To proceed you need to use a symmetric finite well $$ V(x)=\left\{ \begin{array}{cc} -V_0&-a\le x\le a\\ 0&\vert x\vert>a\, . \end{array}\right. \tag{1} $$ The solutions break nicely into even and odd parity solutions, which are found by numerically solving a transcendental equation. The lowest energy (ground) state will be even parity, and so will the third, fifth and 7th. The odd parity states will be the second, 4th, 6th, 8th etc. in energy.

If $V_0$ is fixed, you will need to adjust the width $2a$ so the eight bound state, i.e. the fourth solution with odd parity, does not appear while the 7th bound state (i.e. the fourth even solution) does. This will actually give you a range of possible width $2a$.


Note: a possibly more realistic scenario would be to use a 3D rectangular well. This will cut down on the number of distinct solutions you need to search as the solutions will be identical along all 3 directions. However, this comes with counting problems.

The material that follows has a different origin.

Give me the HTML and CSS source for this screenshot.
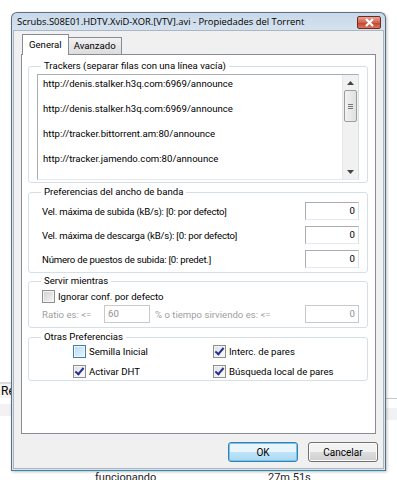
FILE: index.html
```html
<!DOCTYPE html>
<html lang="es">
<head>
  <meta charset="utf-8">
  <title>Propiedades del Torrent</title>
  <link rel="stylesheet" href="styles.css">
</head>
<body>
  <!-- stuff behind the dialog -->
  <div class="desk">
    <div class="desk-left">Re</div>
    <div class="desk-left-bar"></div>
    <div class="desk-right-line"></div>
    <div class="desk-right-bar"></div>
    <div class="desk-bottom">
      <span class="desk-status">funcionando</span>
      <span class="desk-time">27m 51s</span>
    </div>
  </div>

  <div class="window">
    <div class="titlebar">
      <span class="title">Scrubs.S08E01.HDTV.XviD-XOR.[VTV].avi - Propiedades del Torrent</span>
      <span class="close">
        <svg width="11" height="9" viewBox="0 0 11 9">
          <path d="M2 1 L9 8 M9 1 L2 8" stroke="#fff" stroke-width="2.2" fill="none"/>
        </svg>
      </span>
    </div>

    <div class="client">
      <div class="tabs">
        <div class="tab active">General</div>
        <div class="tab">Avanzado</div>
      </div>

      <div class="panel">
        <fieldset class="group trackers">
          <legend>Trackers (separar filas con una línea vacía)</legend>
          <div class="textbox">
            <div class="lines">
              <div>http://denis.stalker.h3q.com:6969/announce</div>
              <div>http://denis.stalker.h3q.com:6969/announce</div>
              <div>http://tracker.bittorrent.am:80/announce</div>
              <div>http://tracker.jamendo.com:80/announce</div>
            </div>
            <div class="scrollbar">
              <div class="arrow">
                <svg width="7" height="4" viewBox="0 0 7 4"><path d="M0 4 L3.5 0 L7 4 Z" fill="#444"/></svg>
              </div>
              <div class="thumb">
                <svg width="5" height="5" viewBox="0 0 5 5"><path d="M0 0.5 H5 M0 2.5 H5 M0 4.5 H5" stroke="#777" stroke-width="1"/></svg>
              </div>
              <div class="track"></div>
              <div class="arrow">
                <svg width="7" height="4" viewBox="0 0 7 4"><path d="M0 0 L7 0 L3.5 4 Z" fill="#444"/></svg>
              </div>
            </div>
          </div>
        </fieldset>

        <fieldset class="group bandwidth">
          <legend>Preferencias del ancho de banda</legend>
          <div class="row">
            <span class="label">Vel. máxima de subida (kB/s): [0: por defecto]</span>
            <span class="field">0</span>
          </div>
          <div class="row">
            <span class="label">Vel. máxima de descarga (kB/s): [0: por defecto]</span>
            <span class="field">0</span>
          </div>
          <div class="row">
            <span class="label">Número de puestos de subida: [0: predet.]</span>
            <span class="field">0</span>
          </div>
        </fieldset>

        <fieldset class="group serve">
          <legend>Servir mientras</legend>
          <div class="check-row">
            <span class="check"></span>
            <span>Ignorar conf. por defecto</span>
          </div>
          <div class="row disabled">
            <span class="ratio-label">Ratio es: &lt;=</span>
            <span class="field small">60</span>
            <span class="ratio-text">% o tiempo sirviendo es: &lt;=</span>
            <span class="field">0</span>
          </div>
        </fieldset>

        <fieldset class="group other">
          <legend>Otras Preferencias</legend>
          <div class="options">
            <div class="col">
              <div class="check-row"><span class="check hover"></span><span>Semilla Inicial</span></div>
              <div class="check-row"><span class="check on"></span><span>Activar DHT</span></div>
            </div>
            <div class="col">
              <div class="check-row"><span class="check on"></span><span>Interc. de pares</span></div>
              <div class="check-row"><span class="check on"></span><span>Búsqueda local de pares</span></div>
            </div>
          </div>
        </fieldset>
      </div>

      <div class="buttons">
        <button class="btn default">OK</button>
        <button class="btn">Cancelar</button>
      </div>
    </div>
  </div>
</body>
</html>
```

FILE: styles.css
```css
body {
  margin: 0;
  width: 397px;
  height: 480px;
  overflow: hidden;
  position: relative;
  background-color: #fff;
  font-family: Roboto, "Open Sans", sans-serif;
  font-size: 9.6px;
  color: #000;
}

/* background window, mostly hidden */
.desk-left {
  position: absolute;
  left: 0;
  top: 382px;
  width: 12px;
  height: 14px;
  overflow: hidden;
  background-color: #f4f4f4;
  border-top: 2px solid #dcdcdc;
  font-size: 12px;
  line-height: 14px;
  padding-left: 1px;
}

.desk-left-bar {
  position: absolute;
  left: 0;
  top: 404px;
  width: 12px;
  height: 12px;
  background-color: #f2f2f2;
}

.desk-right-line {
  position: absolute;
  left: 386px;
  top: 398px;
  width: 11px;
  height: 1px;
  background-color: #c8c8c8;
}

.desk-right-bar {
  position: absolute;
  left: 386px;
  top: 408px;
  width: 11px;
  height: 12px;
  background-color: #f2f2f2;
}

.desk-bottom {
  position: absolute;
  left: 0;
  top: 471px;
  width: 100%;
  font-size: 11px;
  color: #222;
}

.desk-status {
  position: absolute;
  left: 95px;
}

.desk-time {
  position: absolute;
  left: 268px;
}

/* dialog */
.window {
  position: absolute;
  left: 11px;
  top: 12px;
  width: 373px;
  height: 457px;
  border: 1px solid #5e6f80;
  border-bottom-color: #2f8aa5;
  border-radius: 6px 6px 0 0;
  background: linear-gradient(#c9d9e9, #d6e2ee 18px, #dbe5ef);
  box-shadow: 1px 1px 3px rgba(0, 0, 0, 0.25);
  display: flex;
  flex-direction: column;
}

.titlebar {
  height: 17px;
  display: flex;
  align-items: center;
  justify-content: space-between;
  padding: 0 4px 0 5px;
}

.title {
  font-family: "Open Sans", sans-serif;
  font-size: 9.4px;
  color: #000;
  white-space: nowrap;
}

.close {
  width: 22px;
  height: 11px;
  border: 1px solid #6d2a22;
  border-radius: 2px;
  background: linear-gradient(#e8a493, #d2624d 50%, #c0412b 51%, #d8775c);
  display: flex;
  align-items: center;
  justify-content: center;
  margin-top: 1px;
}

.client {
  flex: 1;
  margin: 0 1px 1px 1px;
  background-color: #f0f0f0;
  border: 1px solid #a9b6c3;
  padding: 4px 7px 0 7px;
  display: flex;
  flex-direction: column;
}

.tabs {
  display: flex;
  align-items: flex-end;
  height: 19px;
  padding-left: 2px;
  position: relative;
  z-index: 1;
}

.tab {
  height: 16px;
  line-height: 15px;
  padding: 0 5px;
  border: 1px solid #898c95;
  border-bottom: none;
  background: linear-gradient(#f2f2f2, #dcdcdc);
  margin-left: -1px;
}

.tab.active {
  line-height: 19px;
  background: #fff;
  padding: 0 6px;
  margin-bottom: -1px;
  height: 20px;
}

.panel {
  height: 380px;
  border: 1px solid #898c95;
  background-color: #fff;
  padding: 4px 7px 0 6px;
  box-sizing: border-box;
}

.group {
  margin: 0;
  padding: 0 8px;
  border: 1px solid #d5dfe5;
  border-radius: 3px;
}

.group legend {
  padding: 0 3px;
  margin-left: 4px;
  line-height: 14px;
}

.trackers {
  padding-bottom: 2px;
  margin-bottom: 2px;
}

.bandwidth {
  padding-bottom: 1px;
  margin-bottom: 1px;
}

.serve {
  padding-bottom: 3px;
  margin-bottom: 2px;
}

.other {
  padding-bottom: 2px;
}

/* trackers box */
.textbox {
  height: 104px;
  margin-top: 1px;
  border: 1px solid #abadb3;
  border-right-color: #dbdfe6;
  border-bottom-color: #e3e9ef;
  display: flex;
}

.lines {
  flex: 1;
  padding: 2px 5px;
  overflow: hidden;
}

.lines div {
  line-height: 13px;
  margin-bottom: 12px;
  white-space: nowrap;
}

.scrollbar {
  width: 15px;
  background-color: #f1f1f1;
  border-left: 1px solid #e8e8e8;
  display: flex;
  flex-direction: column;
}

.arrow {
  height: 15px;
  display: flex;
  align-items: center;
  justify-content: center;
}

.thumb {
  height: 30px;
  margin: 0 1px;
  border: 1px solid #9d9d9d;
  border-radius: 2px;
  background: linear-gradient(90deg, #f2f2f2, #e0e0e0);
  display: flex;
  align-items: center;
  justify-content: center;
}

.track {
  flex: 1;
}

/* rows with input fields */
.row {
  display: flex;
  align-items: center;
  height: 24px;
  padding-left: 5px;
}

.label {
  flex: 1;
  letter-spacing: -0.2px;
}

.field {
  width: 46px;
  height: 16px;
  line-height: 16px;
  padding: 0 3px;
  border: 1px solid #abadb3;
  border-right-color: #dbdfe6;
  border-bottom-color: #e3e9ef;
  text-align: right;
  background: #fff;
}

.field.small {
  text-align: left;
  width: 38px;
}

.disabled {
  color: #a0a0a0;
}

.disabled .field {
  border-color: #c9c9c9;
  color: #909090;
}

.serve .row {
  height: 20px;
}

.serve .check-row {
  height: 16px;
  padding-left: 5px;
}

.ratio-label {
  width: 62px;
}

.ratio-text {
  flex: 1;
  padding-left: 5px;
}

/* checkboxes */
.check-row {
  display: flex;
  align-items: center;
  gap: 3px;
  height: 14px;
}

.check {
  width: 11px;
  height: 11px;
  border: 1px solid #8f8f8f;
  background: linear-gradient(135deg, #d0d0d0, #f6f6f6);
  box-shadow: inset 0 0 0 1px #f4f4f4;
  position: relative;
}

.check.hover {
  border-color: #3c7fb1;
  background: linear-gradient(135deg, #b5dbf3, #e6f4fc);
}

.check.on {
  background: linear-gradient(135deg, #e0e0e0, #fcfcfc);
}

.check.on::after {
  content: "";
  position: absolute;
  left: 3px;
  top: 0;
  width: 3px;
  height: 7px;
  border: solid #24318f;
  border-width: 0 2px 2px 0;
  transform: rotate(40deg);
}

.options {
  display: flex;
  padding-left: 36px;
}

.col {
  display: flex;
  flex-direction: column;
  gap: 6px;
}

.col:first-child {
  width: 140px;
}

/* bottom buttons */
.buttons {
  display: flex;
  justify-content: flex-end;
  gap: 10px;
  padding-top: 8px;
  margin-right: -2px;
}

.btn {
  width: 70px;
  height: 20px;
  font-family: inherit;
  font-size: 10px;
  border: 1px solid #707070;
  border-radius: 3px;
  background: linear-gradient(#f2f2f2 50%, #dddddd 51%, #cfcfcf);
  box-shadow: inset 0 0 0 1px #fcfcfc;
  padding: 0;
}

.btn.default {
  border-color: #3c7fb1;
  background: linear-gradient(#e9f5fc 50%, #bfe4f8 51%, #a9d9f2);
  box-shadow: inset 0 0 0 1px #74c4ea;
}
```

If you want to get fancy, you might want to use a spherical 3D well with $r$ replacing $x$ in (1), $r\ge 0$ and an infinite wall at $r=0$. The solutions for a finite spherical well use spherical Bessel and Haeckel functions and are not so easy to find, although the procedure is basically the same as the Cartesian well.

Each of these (more realistic) 3D extensions comes with energy degeneracy. If $$\Psi_{n_xn_yn_z}(x,y,z)=\psi_{n_x}(x)\psi_{n_y}(y)\psi_{n_z}(z) $$ is a Cartesian solution, then the ground state will have $n_x=n_y=n_z=1$, the next excited states have $(n_x,n_y,n_z)=(2,1,1),(1,2,1)$ or $(1,1,2)$ so that’s $4$ states up to there, and the next set will have $(n_x,n_y,n_z)=(2,2,1),(2,1,2)$ or $(1,2,2)$ to give you exactly $7$ states. Now, if you well is wide enough to accommodate a solution along $x$ for $n_x=2$, then the state $(n_x,n_y,n_z)=(2,2,2)$ can also occur and your width would accommodate $8$, not $7$ states. Including spin does not help: if you assume each $(n_x,n_y,n_z)$ level can accommodate two spin states, you get into the same kind of trouble as soon as you allow any $n=2$ solution.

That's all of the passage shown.